We meet in a Dunkin Donuts, near Steve Weisman’s
“program” at the Jewish Board of Family & Children’s Services (JBFCS) on
Coney Island Avenue, just north of Kings Highway, in Brooklyn.
With a whorl of white hair on his head, matching
trim beard, and wire spectacles perched on his nose, Steve resembles a
modern-day “tzaddik” or wise man.
He buys me a cup of coffee—I refuse a donut—because
generosity is part of his nature. America may run on Dunkin, but we’re here
sitting on stools to discuss the often bittersweet subject of “faith and
recovery.”
Mel Brooks, Steve Weisman's crony
Steve would never pretend to imitate Mel Brooks’s
rendition of the “2000-year-old man.” Nevertheless, he is fond of scriptural-like
irony, and paraphrases the lyrics of that major musical deity, Bob Dylan, who
accuses the listener “You ain’t lost your faith; you never had any,” on the
song “Positively 4th Street.”
Or there’s Steve’s quip, “How many psychiatrists
does it take to screw in a light bulb? That depends on whether the light bulb
wants to change itself.”
These two insights bracket Steve Weisman’s life, one
of mental illness from an early age, when he “ditched the theory” that all was
right in heaven and on earth. He more or less wandered alone in a faithless
wilderness for 40 years.
However, when his two sisters and brothers-in-law
turned to Orthodox Judaism in the early 1990’s, their example rubbed off on
him: “I thought about everything I’d been through and decided I needed to be
more conversant with my tradition. I began to think about religion, life, God,
the universe…how things happen.”
Steve was attracted to the meaning of suffering in
Judaism, particularly in terms of his own life.
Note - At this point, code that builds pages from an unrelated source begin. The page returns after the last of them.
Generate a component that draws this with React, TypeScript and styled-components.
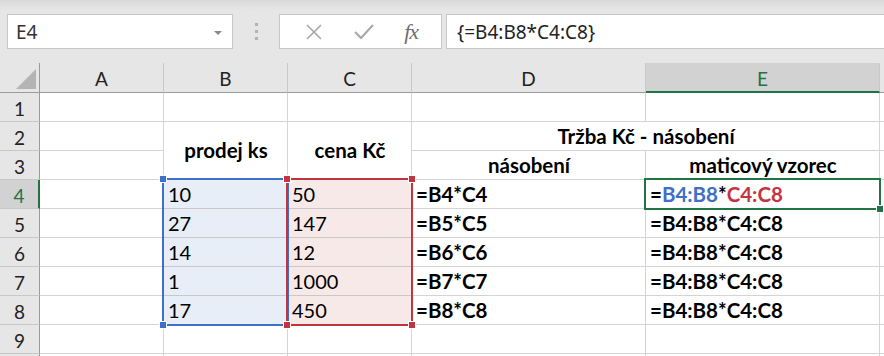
import React from 'react';
import styled, { createGlobalStyle } from 'styled-components';

const GlobalStyle = createGlobalStyle`
  html, body {
    margin: 0;
    padding: 0;
    background: #e6e6e6;
    overflow: hidden;
  }
`;

const Page = styled.div`
  width: 884px;
  height: 356px;
  overflow: hidden;
  font-family: Lato, "Liberation Sans", sans-serif;
  background: #e6e6e6;
`;

const FormulaBar = styled.div`
  display: flex;
  align-items: stretch;
  height: 63px;
  padding: 14px 0 0 7px;
  box-sizing: border-box;
  background: linear-gradient(#d9d9d9 0, #e6e6e6 10px);
  & > * {
    height: 35px;
  }
`;

const Box = styled.div`
  background: #ffffff;
  border: 1px solid #c6c6c6;
  box-sizing: border-box;
  display: flex;
  align-items: center;
`;

const NameBox = styled(Box)`
  width: 226px;
  padding: 0 10px 0 8px;
  justify-content: space-between;
  font-family: "Noto Sans", "Open Sans", sans-serif;
  font-size: 19px;
  color: #333;
`;

const DropArrow = styled.span`
  width: 0;
  height: 0;
  border-left: 4px solid transparent;
  border-right: 4px solid transparent;
  border-top: 4px solid #8a8a8a;
  margin-top: 2px;
`;

const Grip = styled.div`
  width: 46px;
  display: flex;
  flex-direction: column;
  align-items: center;
  justify-content: center;
  gap: 4px;
  & span {
    width: 3px;
    height: 3px;
    background: #b2b2b2;
  }
`;

const FxButtons = styled(Box)`
  width: 163px;
  justify-content: space-around;
  padding: 0 8px 0 10px;
  margin-right: 4px;
`;

const Fx = styled.span`
  font-family: "Liberation Serif", "DejaVu Serif", serif;
  font-style: italic;
  font-size: 22px;
  color: #6e6e6e;
  letter-spacing: -1px;
`;

const FormulaInput = styled(Box)`
  flex: 1;
  border-right: none;
  padding-left: 10px;
  font-family: "Noto Sans", "Open Sans", sans-serif;
  font-size: 19px;
  color: #222;
`;

const Sheet = styled.div`
  display: grid;
  grid-template-columns: 40px 124px 124px 124px 234px 234px 1fr;
  grid-template-rows: 30px repeat(10, 29px);
  background: #ffffff;
`;

const Corner = styled.div`
  grid-row: 1;
  grid-column: 1;
  position: relative;
  background: #e6e6e6;
  border-right: 1px solid #9b9b9b;
  border-bottom: 1px solid #9b9b9b;
  &::after {
    content: '';
    position: absolute;
    right: 3px;
    bottom: 3px;
    width: 0;
    height: 0;
    border-left: 20px solid transparent;
    border-bottom: 20px solid #b4b4b4;
  }
`;

const ColHead = styled.div<{ $col: number; $active?: boolean }>`
  grid-row: 1;
  grid-column: ${(p) => p.$col};
  display: flex;
  align-items: center;
  justify-content: center;
  padding-top: 2px;
  box-sizing: border-box;
  background: ${(p) => (p.$active ? '#d2d2d2' : '#e6e6e6')};
  color: ${(p) => (p.$active ? '#217346' : '#222')};
  border-right: 1px solid #c8c8c8;
  border-bottom: ${(p) => (p.$active ? '2px solid #217346' : '1px solid #9b9b9b')};
  font-size: 19px;
`;

const RowHead = styled.div<{ $row: number; $active?: boolean }>`
  grid-column: 1;
  grid-row: ${(p) => p.$row};
  display: flex;
  align-items: center;
  justify-content: center;
  padding-top: 2px;
  box-sizing: border-box;
  background: ${(p) => (p.$active ? '#d2d2d2' : '#e6e6e6')};
  color: ${(p) => (p.$active ? '#217346' : '#222')};
  border-right: ${(p) => (p.$active ? '2px solid #217346' : '1px solid #9b9b9b')};
  border-bottom: 1px solid #c8c8c8;
  font-size: 19px;
`;

type Tint = 'blue' | 'red' | undefined;

const tintBg = (t: Tint) => (t === 'blue' ? '#e8eef8' : t === 'red' ? '#f8e9e9' : '#ffffff');

const Cell = styled.div<{
  $row: number;
  $col: number;
  $rowSpan?: number;
  $colSpan?: number;
  $center?: boolean;
  $bold?: boolean;
  $tint?: Tint;
}>`
  grid-row: ${(p) => p.$row} / span ${(p) => p.$rowSpan ?? 1};
  grid-column: ${(p) => p.$col} / span ${(p) => p.$colSpan ?? 1};
  display: flex;
  align-items: ${(p) => (p.$rowSpan && p.$rowSpan > 1 ? 'center' : 'flex-end')};
  justify-content: ${(p) => (p.$center ? 'center' : 'flex-start')};
  padding: 0 3px 2px 4px;
  box-sizing: border-box;
  border-right: 1px solid #d4d4d4;
  border-bottom: 1px solid ${(p) => (p.$tint ? '#c9c9c9' : '#d4d4d4')};
  background: ${(p) => tintBg(p.$tint)};
  font-size: ${(p) => (p.$bold ? '20.5px' : '20px')};
  line-height: 24px;
  font-weight: ${(p) => (p.$bold ? 700 : 400)};
  color: #000;
  white-space: nowrap;
`;

const RangeBox = styled.div<{ $col: number; $color: string }>`
  grid-column: ${(p) => p.$col};
  grid-row: 5 / span 5;
  margin: -2px -1px -1px -2px;
  border: 2px solid ${(p) => p.$color};
  position: relative;
  pointer-events: none;
  z-index: 2;
`;

const Handle = styled.span<{ $color: string; $top?: boolean; $left?: boolean }>`
  position: absolute;
  width: 6px;
  height: 6px;
  background: ${(p) => p.$color};
  border: 1px solid #fff;
  ${(p) => (p.$top ? 'top: -5px;' : 'bottom: -5px;')}
  ${(p) => (p.$left ? 'left: -5px;' : 'right: -5px;')}
`;

const ActiveBox = styled.div`
  grid-column: 6;
  grid-row: 5;
  margin: -2px -1px -1px -2px;
  border: 2px solid #217346;
  position: relative;
  pointer-events: none;
  z-index: 3;
`;

const FillHandle = styled.span`
  position: absolute;
  right: -5px;
  bottom: -5px;
  width: 6px;
  height: 6px;
  background: #217346;
  border: 1px solid #fff;
`;

const Ref = styled.span<{ $color: string }>`
  color: ${(p) => p.$color};
`;

const BLUE = '#3f6fc6';
const RED = '#c4343f';

const columns = ['A', 'B', 'C', 'D', 'E'];
const prodej = ['10', '27', '14', '1', '17'];
const cena = ['50', '147', '12', '1000', '450'];

export default function App() {
  const rows = Array.from({ length: 10 }, (_, i) => i + 1);
  return (
    <Page>
      <GlobalStyle />
      <FormulaBar>
        <NameBox>
          <span>E4</span>
          <DropArrow />
        </NameBox>
        <Grip>
          <span />
          <span />
          <span />
        </Grip>
        <FxButtons>
          <svg width="18" height="18" viewBox="0 0 18 18">
            <path d="M2 2 L16 16 M16 2 L2 16" stroke="#a6a6a6" strokeWidth="1.6" fill="none" />
          </svg>
          <svg width="22" height="18" viewBox="0 0 22 18">
            <path d="M2 9 L8 15 L20 2" stroke="#a6a6a6" strokeWidth="2" fill="none" />
          </svg>
          <Fx>fx</Fx>
        </FxButtons>
        <FormulaInput>{'{=B4:B8*C4:C8}'}</FormulaInput>
      </FormulaBar>

      <Sheet>
        <Corner />
        {columns.map((c, i) => (
          <ColHead key={c} $col={i + 2} $active={c === 'E'}>
            {c}
          </ColHead>
        ))}
        <ColHead $col={7} />

        {rows.map((r) => (
          <RowHead key={r} $row={r + 1} $active={r === 4}>
            {r < 10 ? r : ''}
          </RowHead>
        ))}

        {/* empty column A and the strip right of E */}
        {rows.map((r) => (
          <React.Fragment key={'e' + r}>
            <Cell $row={r + 1} $col={2} />
            <Cell $row={r + 1} $col={7} />
          </React.Fragment>
        ))}
        <Cell $row={2} $col={3} />
        <Cell $row={2} $col={4} />
        <Cell $row={2} $col={5} />
        <Cell $row={2} $col={6} />

        <Cell $row={3} $col={3} $rowSpan={2} $center $bold>
          prodej ks
        </Cell>
        <Cell $row={3} $col={4} $rowSpan={2} $center $bold>
          cena Kč
        </Cell>
        <Cell $row={3} $col={5} $colSpan={2} $center $bold>
          Tržba Kč - násobení
        </Cell>
        <Cell $row={4} $col={5} $center $bold>
          násobení
        </Cell>
        <Cell $row={4} $col={6} $center $bold>
          maticový vzorec
        </Cell>

        {prodej.map((v, i) => (
          <React.Fragment key={'r' + i}>
            <Cell $row={i + 5} $col={3} $tint="blue">
              {v}
            </Cell>
            <Cell $row={i + 5} $col={4} $tint="red">
              {cena[i]}
            </Cell>
            <Cell $row={i + 5} $col={5} $bold>
              ={`B${i + 4}*C${i + 4}`}
            </Cell>
            <Cell $row={i + 5} $col={6} $bold>
              {i === 0 ? (
                <>
                  =<Ref $color={BLUE}>B4:B8</Ref>*<Ref $color={RED}>C4:C8</Ref>
                </>
              ) : (
                '=B4:B8*C4:C8'
              )}
            </Cell>
          </React.Fragment>
        ))}

        {[3, 4, 5, 6].map((c) => (
          <React.Fragment key={'b' + c}>
            <Cell $row={10} $col={c} />
            <Cell $row={11} $col={c} />
          </React.Fragment>
        ))}

        <RangeBox $col={3} $color={BLUE}>
          <Handle $color={BLUE} $top $left />
          <Handle $color={BLUE} $left />
          <Handle $color={RED} $top />
        </RangeBox>
        <RangeBox $col={4} $color={RED}>
          <Handle $color={RED} $top $left />
          <Handle $color={RED} $left />
          <Handle $color={RED} $top />
          <Handle $color={RED} />
        </RangeBox>
        <ActiveBox>
          <FillHandle />
        </ActiveBox>
      </Sheet>
    </Page>
  );
}
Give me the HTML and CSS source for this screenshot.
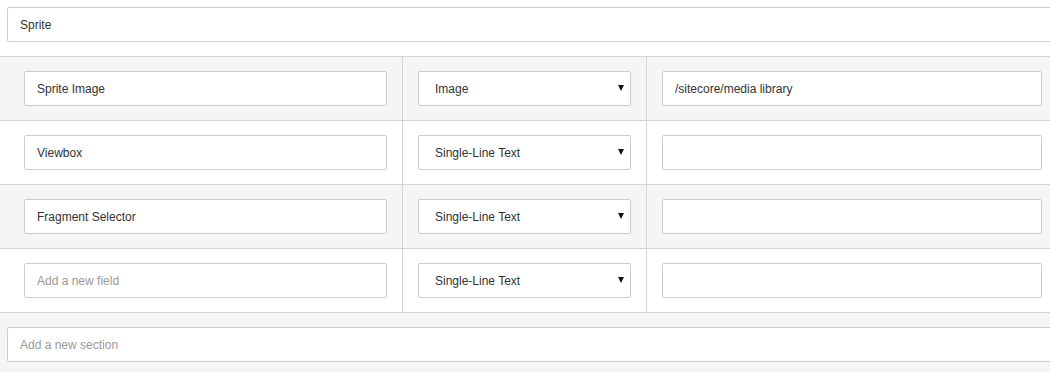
FILE: index.html
```html
<!DOCTYPE html>
<html lang="en">
<head>
    <meta charset="UTF-8">
    <title>Template fields</title>
    <link rel="stylesheet" href="styles.css">
</head>
<body>
    <div class="page">
        <div class="section-name">
            <input type="text" class="field" value="Sprite">
        </div>
        <div class="rows">
            <div class="row">
                <div class="cell name"><input type="text" class="field" value="Sprite Image"></div>
                <div class="cell type">
                    <div class="select-wrap">
                        <select class="field select"><option>Image</option></select>
                    </div>
                </div>
                <div class="cell source"><input type="text" class="field" value="/sitecore/media library"></div>
            </div>
            <div class="row">
                <div class="cell name"><input type="text" class="field" value="Viewbox"></div>
                <div class="cell type">
                    <div class="select-wrap">
                        <select class="field select"><option>Single-Line Text</option></select>
                    </div>
                </div>
                <div class="cell source"><input type="text" class="field"></div>
            </div>
            <div class="row">
                <div class="cell name"><input type="text" class="field" value="Fragment Selector"></div>
                <div class="cell type">
                    <div class="select-wrap">
                        <select class="field select"><option>Single-Line Text</option></select>
                    </div>
                </div>
                <div class="cell source"><input type="text" class="field"></div>
            </div>
            <div class="row">
                <div class="cell name"><input type="text" class="field" placeholder="Add a new field"></div>
                <div class="cell type">
                    <div class="select-wrap">
                        <select class="field select"><option>Single-Line Text</option></select>
                    </div>
                </div>
                <div class="cell source"><input type="text" class="field"></div>
            </div>
        </div>
        <div class="new-section">
            <input type="text" class="field" placeholder="Add a new section">
        </div>
    </div>
</body>
</html>
```

FILE: styles.css
```css
html,body{margin:0;padding:0;overflow:hidden;}
body{
    font-family: "Liberation Sans", Arial, sans-serif;
    font-size:12px;
    color:#333;
    background-color:#f5f5f5;
}

.page{
    width:1057px;
}

.field{
    display:block;
    box-sizing:border-box;
    width:100%;
    height:35px;
    margin:0;
    padding:0 12px;
    border:1px solid #ccc;
    border-radius:2px;
    background-color:#fff;
    color:#333;
    font-family: inherit;
    font-size:12px;
    outline:none;
}
.field::placeholder{
    color:#999;
}

.section-name{
    padding:7px 0 14px 7px;
    background-color:#fff;
}

.rows .row{
    display:grid;
    grid-template-columns:403px 244px 1fr;
    border-top:1px solid #d4d4d4;
    background-color:#fff;
}
.rows .row:nth-child(odd){
    background-color:#f5f5f5;
}
.rows .row:last-child{
    border-bottom:1px solid #d4d4d4;
}
.rows .cell{
    padding:14px 15px;
    border-right:1px solid #d4d4d4;
}
.rows .cell.name{
    padding-left:24px;
}
.rows .cell.source{
    border-right:none;
}

.select-wrap{
    position:relative;
}
.select-wrap .select{
    -webkit-appearance:none;
    appearance:none;
    padding-left:16px;
}
.select-wrap::after{
    content:"";
    position:absolute;
    top:14px;
    right:7px;
    border-left:3.5px solid transparent;
    border-right:3.5px solid transparent;
    border-top:6px solid #111;
    pointer-events:none;
}

.new-section{
    padding:14px 0 10px 7px;
}
```
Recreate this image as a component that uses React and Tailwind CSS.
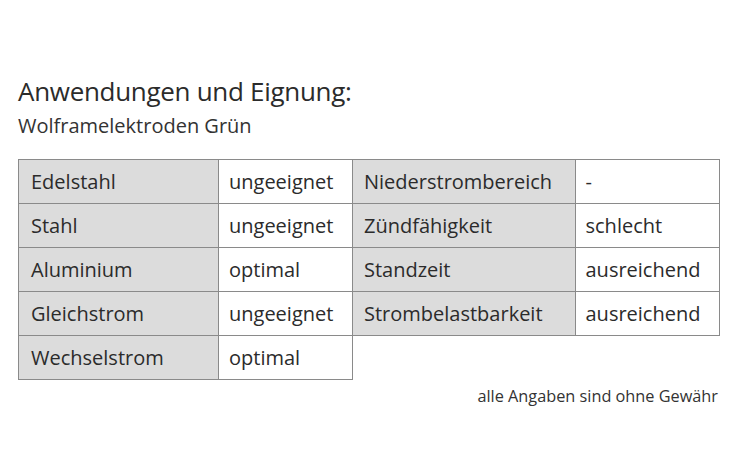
import React from 'react';

const left = [
  ['Edelstahl', 'ungeeignet'],
  ['Stahl', 'ungeeignet'],
  ['Aluminium', 'optimal'],
  ['Gleichstrom', 'ungeeignet'],
  ['Wechselstrom', 'optimal'],
];

const right = [
  ['Niederstrombereich', '-'],
  ['Zündfähigkeit', 'schlecht'],
  ['Standzeit', 'ausreichend'],
  ['Strombelastbarkeit', 'ausreichend'],
];

const App = () => {
  return (
    <div
      className="w-[736px] h-[460px] bg-white text-[#2b2b2b] pt-[76px] pl-[18px]"
      style={{ fontFamily: '"Open Sans", "DejaVu Sans", sans-serif' }}
    >
      <h1 className="text-[26px] leading-[30px] tracking-[-0.3px]">Anwendungen und Eignung:</h1>
      <p className="text-[20px] leading-[26px] mt-[7px] text-[#333]">Wolframelektroden Grün</p>

      <div className="flex items-start mt-[20px]">
        <table className="border-collapse text-[20px]">
          <tbody>
            {left.map(([k, v]) => (
              <tr key={k} className="h-[44px]">
                <td className="w-[200px] border border-[#8a8a8a] bg-[#dcdcdc] pl-[12px] p-0">{k}</td>
                <td className="w-[134px] border border-[#8a8a8a] bg-white pl-[10px] p-0">{v}</td>
              </tr>
            ))}
          </tbody>
        </table>
        <table className="border-collapse text-[20px]">
          <tbody>
            {right.map(([k, v]) => (
              <tr key={k} className="h-[44px]">
                <td className="w-[222px] border border-l-0 border-[#8a8a8a] bg-[#dcdcdc] pl-[11px] p-0">{k}</td>
                <td className="w-[144px] border border-[#8a8a8a] bg-white pl-[10px] p-0">{v}</td>
              </tr>
            ))}
          </tbody>
        </table>
      </div>

      <p className="w-[700px] text-right text-[16.3px] leading-[22px] mt-[5px] text-[#333]">alle Angaben sind ohne Gewähr</p>
    </div>
  );
};

export default App;
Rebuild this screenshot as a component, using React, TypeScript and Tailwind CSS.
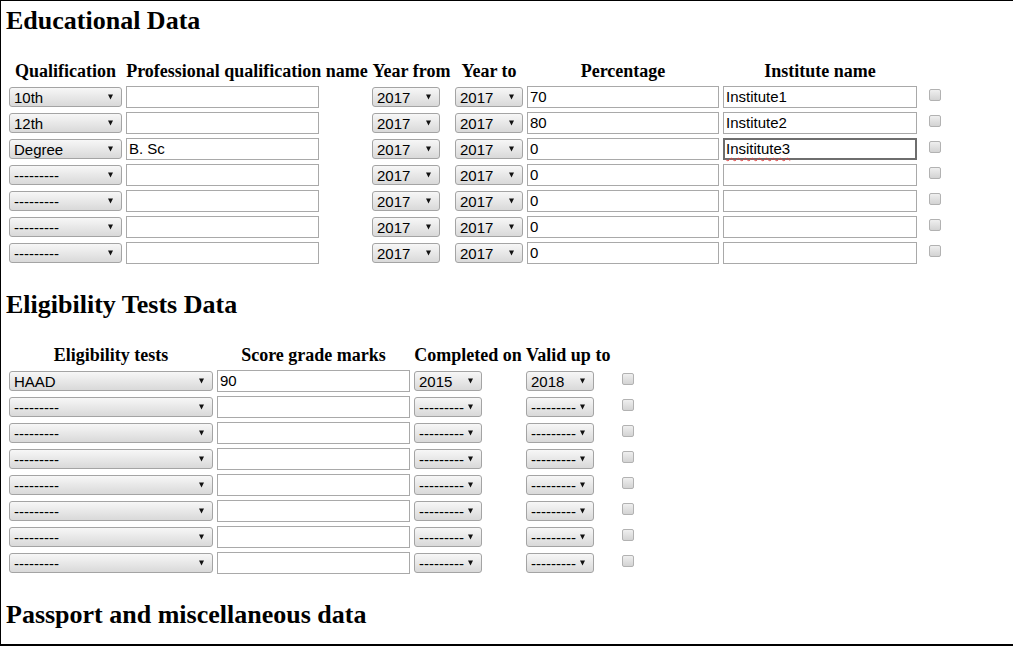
import React from "react";

const DASH = "---------";

function Arrow() {
  return (
    <svg width="5" height="6" viewBox="0 0 5 6" className="shrink-0">
      <polygon points="0,0.5 5,0.5 2.5,5.5" fill="#111" />
    </svg>
  );
}

function Dropdown({ value, w }: { value: string; w: string }) {
  return (
    <div
      className={`${w} h-[20px] flex items-center justify-between gap-[3px] pl-[4px] pr-[8px] border border-[#a4a4a4] rounded-[3px] bg-linear-to-b from-[#f7f7f7] to-[#d9d9d9] text-[15px] text-black font-['Liberation_Sans',Arial,sans-serif] leading-none overflow-hidden`}
    >
      <span className="whitespace-nowrap">{value}</span>
      <Arrow />
    </div>
  );
}

function TextBox({ value, w }: { value: string; w: string }) {
  return (
    <input
      readOnly
      value={value}
      className={`${w} h-[22px] block px-[2px] border border-[#a9a9a9] bg-white text-[15px] text-black font-['Liberation_Sans',Arial,sans-serif] outline-none`}
    />
  );
}

function Check() {
  return (
    <div className="ml-[8px] mb-[4px] w-[12px] h-[12px] rounded-[2px] border border-[#b2b2b2] bg-linear-to-b from-[#efefef] to-[#d3d3d3]" />
  );
}

const eduRows = [
  { qual: "10th", prof: "", pct: "70", inst: "Institute1" },
  { qual: "12th", prof: "", pct: "80", inst: "Institute2" },
  { qual: "Degree", prof: "B. Sc", pct: "0", inst: "Insititute3", focused: true },
  { qual: DASH, prof: "", pct: "0", inst: "" },
  { qual: DASH, prof: "", pct: "0", inst: "" },
  { qual: DASH, prof: "", pct: "0", inst: "" },
  { qual: DASH, prof: "", pct: "0", inst: "" },
];

const testRows = [
  { test: "HAAD", score: "90", done: "2015", valid: "2018" },
  ...Array.from({ length: 7 }, () => ({ test: DASH, score: "", done: DASH, valid: DASH })),
];

const th = "p-[1px] text-[18px] leading-[21px] font-bold text-center whitespace-nowrap";
const td = "p-[1px]";

export default function App() {
  return (
    <div className="h-[646px] overflow-hidden bg-white border-t border-l border-b-2 border-black pt-[6px] pl-[5px] font-['Liberation_Serif','Times_New_Roman',serif] text-black">
      <h2 className="text-[26px] leading-[28px] font-bold">Educational Data</h2>

      <table className="mt-[23px] border-separate border-spacing-[2px]">
        <thead>
          <tr>
            <th className={`${th} w-[115px]`}>Qualification</th>
            <th className={`${th} w-[244px]`}>Professional qualification name</th>
            <th className={`${th} w-[81px]`}>Year from</th>
            <th className={`${th} w-[70px]`}>Year to</th>
            <th className={`${th} w-[194px]`}>Percentage</th>
            <th className={`${th} w-[196px]`}>Institute name</th>
            <th className={`${th} w-[26px]`}></th>
          </tr>
        </thead>
        <tbody>
          {eduRows.map((r, i) => (
            <tr key={i}>
              <td className={td}>
                <Dropdown value={r.qual} w="w-[113px]" />
              </td>
              <td className={td}>
                <TextBox value={r.prof} w="w-[193px]" />
              </td>
              <td className={td}>
                <Dropdown value="2017" w="w-[68px]" />
              </td>
              <td className={td}>
                <Dropdown value="2017" w="w-[68px]" />
              </td>
              <td className={td}>
                <TextBox value={r.pct} w="w-[192px]" />
              </td>
              <td className={td}>
                {r.focused ? (
                  <div className="w-[194px] h-[22px] flex items-center px-[1px] border-2 border-[#6e6e6e] bg-white text-[15px] font-['Liberation_Sans',Arial,sans-serif]">
                    <span className="underline decoration-wavy decoration-[#e04040] decoration-1 underline-offset-[3px]">
                      {r.inst}
                    </span>
                  </div>
                ) : (
                  <TextBox value={r.inst} w="w-[194px]" />
                )}
              </td>
              <td className={td}>
                <Check />
              </td>
            </tr>
          ))}
        </tbody>
      </table>

      <h2 className="mt-[24px] text-[26px] leading-[28px] font-bold">Eligibility Tests Data</h2>

      <table className="mt-[23px] border-separate border-spacing-[2px]">
        <thead>
          <tr>
            <th className={`${th} w-[206px]`}>Eligibility tests</th>
            <th className={`${th} w-[195px]`}>Score grade marks</th>
            <th className={`${th} w-[110px]`}>Completed on</th>
            <th className={`${th} w-[86px]`}>Valid up to</th>
            <th className={`${th} w-[26px]`}></th>
          </tr>
        </thead>
        <tbody>
          {testRows.map((r, i) => (
            <tr key={i}>
              <td className={td}>
                <Dropdown value={r.test} w="w-[204px]" />
              </td>
              <td className={td}>
                <TextBox value={r.score} w="w-[193px]" />
              </td>
              <td className={td}>
                <Dropdown value={r.done} w="w-[68px]" />
              </td>
              <td className={td}>
                <Dropdown value={r.valid} w="w-[68px]" />
              </td>
              <td className={td}>
                <Check />
              </td>
            </tr>
          ))}
        </tbody>
      </table>

      <h2 className="mt-[24px] text-[26px] leading-[28px] font-bold">Passport and miscellaneous data</h2>
    </div>
  );
}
He began to understand that
suffering can bring you closer to God by identifying with the plights of other
people, a notion which reminds him of the book, “When Bad Things Happen to Good
People,” by Rabbi Harold Kushner.
Then, through “mitsvot” or good deeds, you may
alleviate suffering; thereby empowering yourself in the service of God. This
thinking may sound circular, even paradoxical, but that’s what faith is all
about.
If this reasoning also seems like a self-fulfilling
prophecy, everyone who has survived bouts of mental illness knows recovery is
like an engine that needs a constant supply of gas—an image Steve appreciates
because he can tell you the horsepower, not to mention the fuel efficiency, of
every car on the market.
Like Albert Einstein’s famous maxim, “God does not
play dice with the universe,” Steve is equally emphatic: “God is not lax; he’s
not oblivious to what goes on; He’s just and merciful. If you rob banks or mug
people, there will be a reckoning.”
This transformation of his attitudes about things
earthly and divine over the last 20 years has alleviated some of the sadness
and uncertainty from his earlier days. Steve explains, “It has set the table
for what I have to do. I’m a Jew with mental illness, and I have to be the best
person I can be. I try to help others on a daily basis. I’ve never been good at
planning the future.”
Through his work as a peer counselor, his loyalty
to friends, and his compassion for the members of his self-help program at JBFCS,
he’s on the road not only to recovery but also to “discovery of who I truly
am.”
Then, Steve lowers his voice, as if to say out loud
the following will jinx him: “If I ever relapse to the point where my only
resource is the program, my belief in myself and in God will give me the
strength to try something else, to put something forward. It’s a nascent belief
that hope will grow.”
Or as Mel Brooks might say in a Yiddish accent,
“Stick to your shtick, boychik, and you’ll go far.”